As the wheat harvest approaches the Economic Observer last week discussed the prospects for the government to buy wheat at the minimum price this year.
Last September the National Development and Reform Commission (NDRC) announced that this year's minimum price for wheat would be 1.02 yuan/500g. That was a relatively large .09 yuan increase from last year. On May 23 NDRC issued an announcement of this year's minimum price purchase program.
In early April, the government auctioned grade 3 wheat from reserves at 2040 yuan/mt (1.02 y/500g), the same as this year’s minimum. The market wheat price rose slightly in April, and the current price is at about 1.04-1.08 yuan. Some in the industry were speculating that the minimum price would be boosted higher to 1.04 yuan since the market price is well above the 1.02 yuan minimum, but there was no change.
Wheat was not purchased at the minimum price last year. Reserves are believed to be down to about 20 million metric tons, consisting mostly of wheat bought in 2009 and 2010. The NDRC and Grain Bureau are said to be eager to buy more wheat this year to replenish stocks, one factor behind the rumors of an increase in the minimum price.
Another factor depleting reserves is the increase in feed use of wheat. Due to high corn prices, many feed mills have been substituting wheat for corn. Last summer a big feed company in Jiangxi Province began offering a pig feed product composed entirely of wheat, sold at a 100-yuan discount. The China Grain Net estimated that feed use of wheat rose 6 mmt to reach 14 mmt in 2010/11. Most of the increase in wheat use this year is attributed to feed use. Total use is projected at 111.25 mmt.

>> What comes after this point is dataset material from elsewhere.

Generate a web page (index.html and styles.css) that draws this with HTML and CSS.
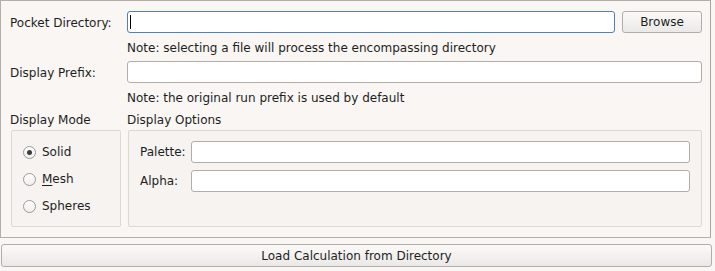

The National Grain and Oils Information Center projects a 2.02% increase in wheat production this year. With the market price above the minimum, industry sources think there probably will not be purchases at the minimum price this year. However, in southern Henan and parts of Anhui and Jiangsu Provinces surges in production may be big enough to push prices back down to the minimum.
Flour mills complain that wheat they buy from government reserves has serious quality problems. According to Economic Observer, there are more than 1000 depots that take part in wheat policy purchases. Some buy excess amounts to collect more subsidies, creating quality problems for reserves. In the government’s annual checks these depots use various tricks, falsifications and methods to "muddle through." The flour mills have to go into the open market to buy wheat instead of relying on purchases from reserves.
As far back as 2009, the Wudeli flour milling group sent a letter to NDRC and the Grain Bureau complaining about deteriorated and adulterated wheat and other illegal behavior. The departments have begun investigations, but no results have been made public.
After corruption was exposed at Sinograin’s Henan Branch last year, Sinograin cleaned up management of warehouses. Economic Observer learned that 306 grain companies in Shanxi Province were stripped of their policy procurement qualifications. In Henan depots stockpiled wheat and “round tripped" grain. Thirty-three noncompliant depots received a notice of criticism and 32 people received party and/or government discipline.